Their mettle will be tested as Bristol marked the quarter-pole of a 36-race season that gets only more grueling.

Emerging from the Easter off-weekend, the Cup Series will return Sunday at Talladega Superspeedway for a stretch of racing on 28 consecutive weeks through the Nov. 2 season finale at Phoenix Raceway.

Denny Hamlin, who has been another 2025 surprise in ending a long winless drought with new crew chief Chris Gayle, said he understands the reason for the marathon but fears the stress.

“There is always a breaking point,” he said. “It is harder and harder to keep people over the years. It is just generally a hard sport to be a part of because of the schedule. It is certainly not ideal.”

Here are some other surprises, good and bad, from the season so far:

Penske pain

In three championships from 2022-24, Team Penske developed a title blueprint of playing possum in the regular season before reeling off hot playoff runs by Joey Logano and Ryan Blaney.

The lack of early results from Penske’s trio of drivers is befuddling this season.

Logano needed seven races before his first top 10 finish, the longest stretch for a defending Cup series champion. Blaney has led five races in his No. 12 Ford but averaged a finish of 16.7 because of mechanical failures, mediocre pit stops and crash misfortune. Austin Cindric could have won the first two races at Daytonaand Atlanta but twice got wrecked.

“Last year, we didn’t run very good and then we were able to fabricate a finish somehow,” Logano said. “This year has kind of been the opposite. You name it, and it has happened. The fact that we have speed gives me a lot of confidence that a win will be around the corner at some point.”

23XI Racing’s rise

After his debut in the championship field, Tyler Reddick keeps gathering steam with top-three rankings in NASCAR’s passing, defense and speed categories. Teammate Bubba Wallace, who missed the playoffs last year, has shown major gains on restarts (ranking third in the series with his No. 23 Toyota).

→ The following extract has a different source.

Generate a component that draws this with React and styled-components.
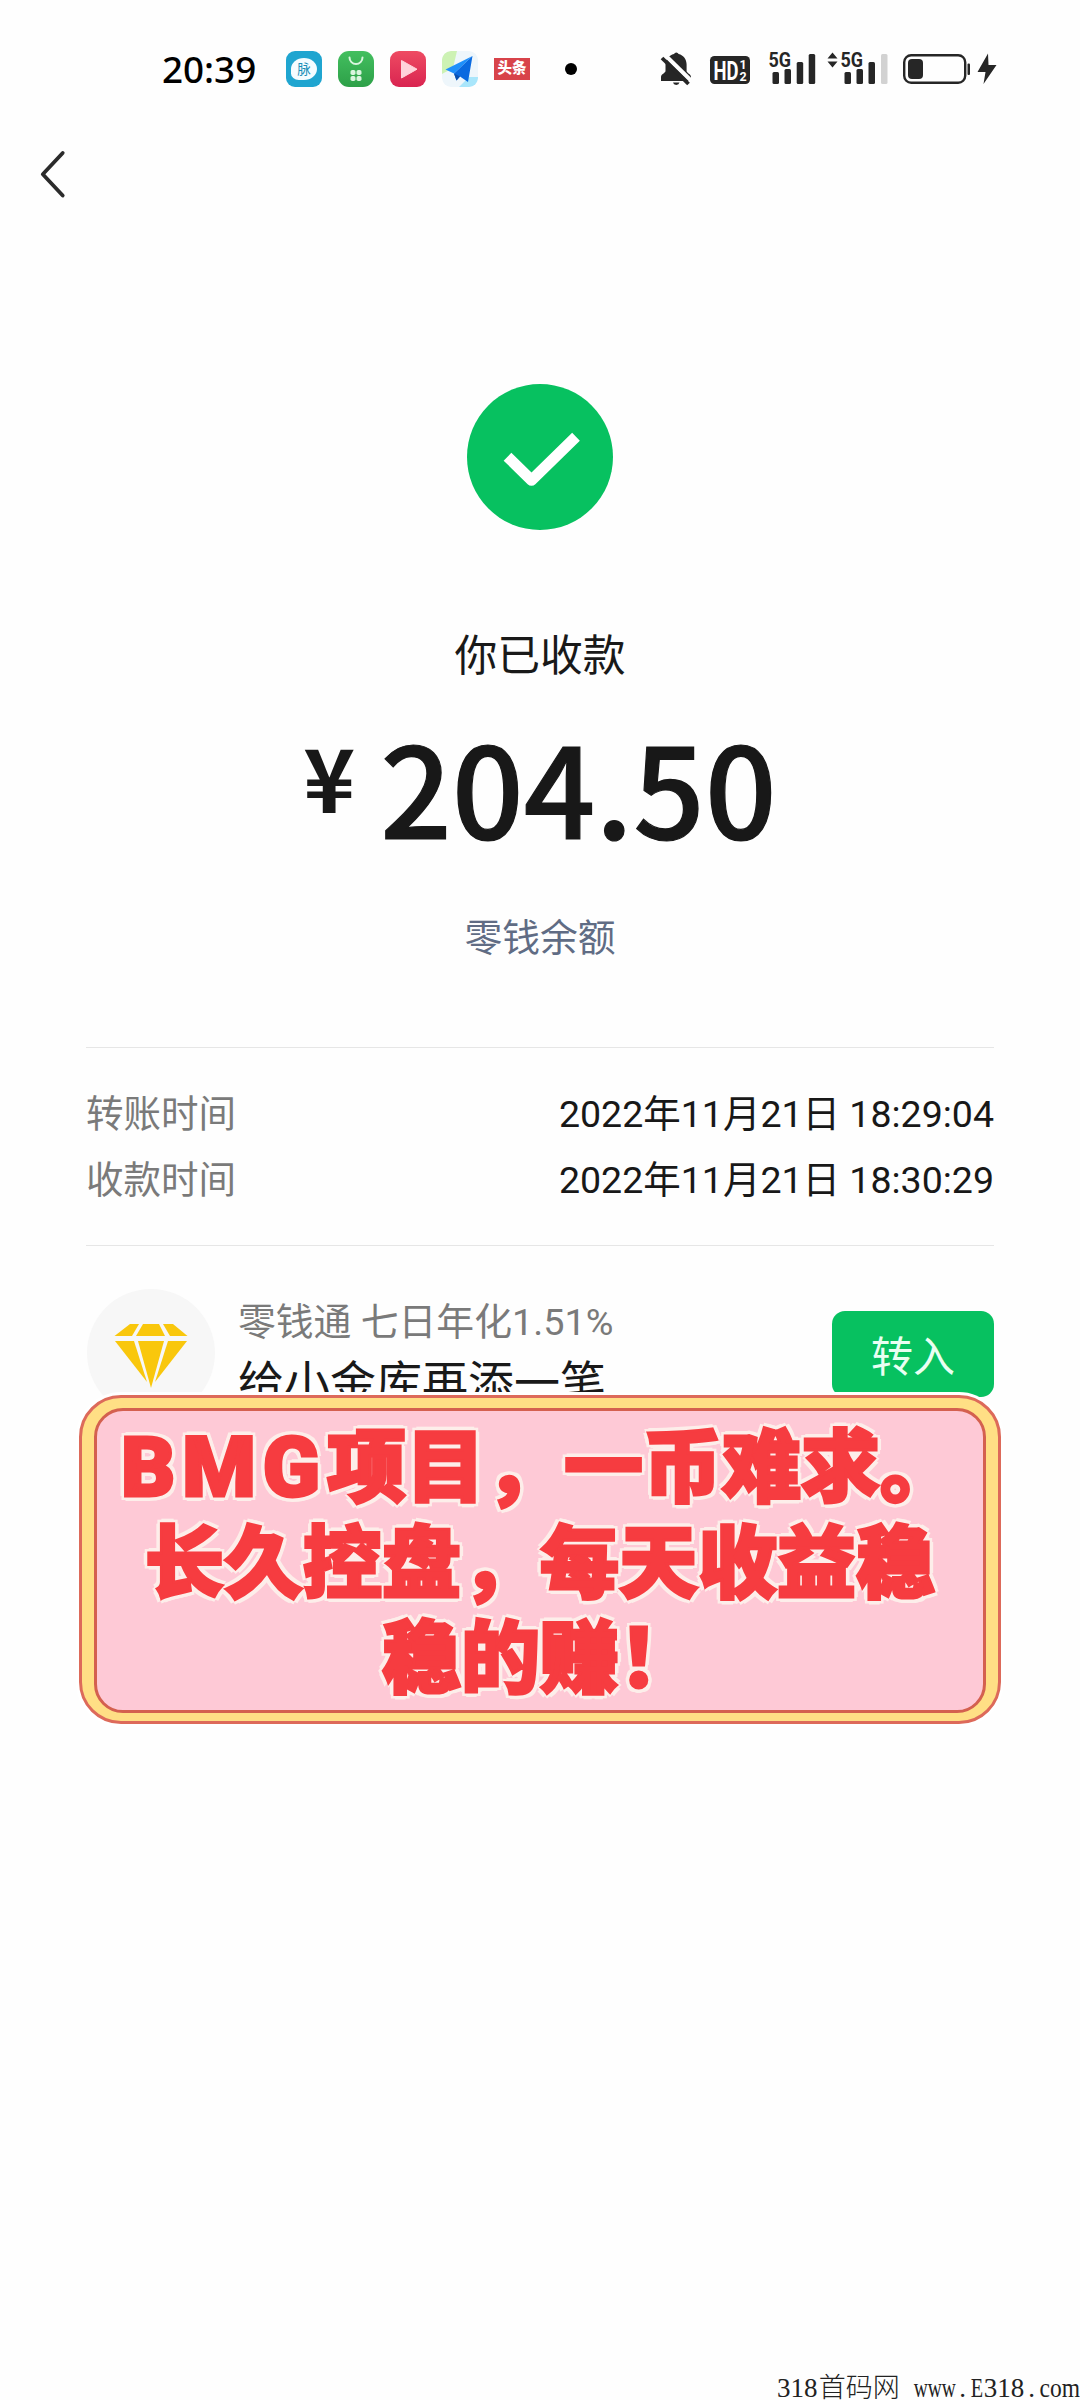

In its fifth year, the team co-owned by Hamlin and NBA legend Michael Jordan is on target for qualifying two title contenders despite the distractions of facing off with NASCAR in federal court for an antitrust battle that could drag through the year.

Keselowski’s swoon

The preseason optimism was high for Brad Keselowski. He ended a 110-race winless streak last year and was reunited for 2025 with crew chief Jeremy Bullins, who took Keselowski to his most recent championship round appearance in 2020.

But it’s been a wipeout for the No. 6 Ford driver, whose best finish is 11th. The 2012 Cup champion is ranked 31st in the standings and is off to the worst start of his 16-season career. At 41, the driver-owner of Roush Fenway Keselowski Racing could face career decisions if the trajectory continues.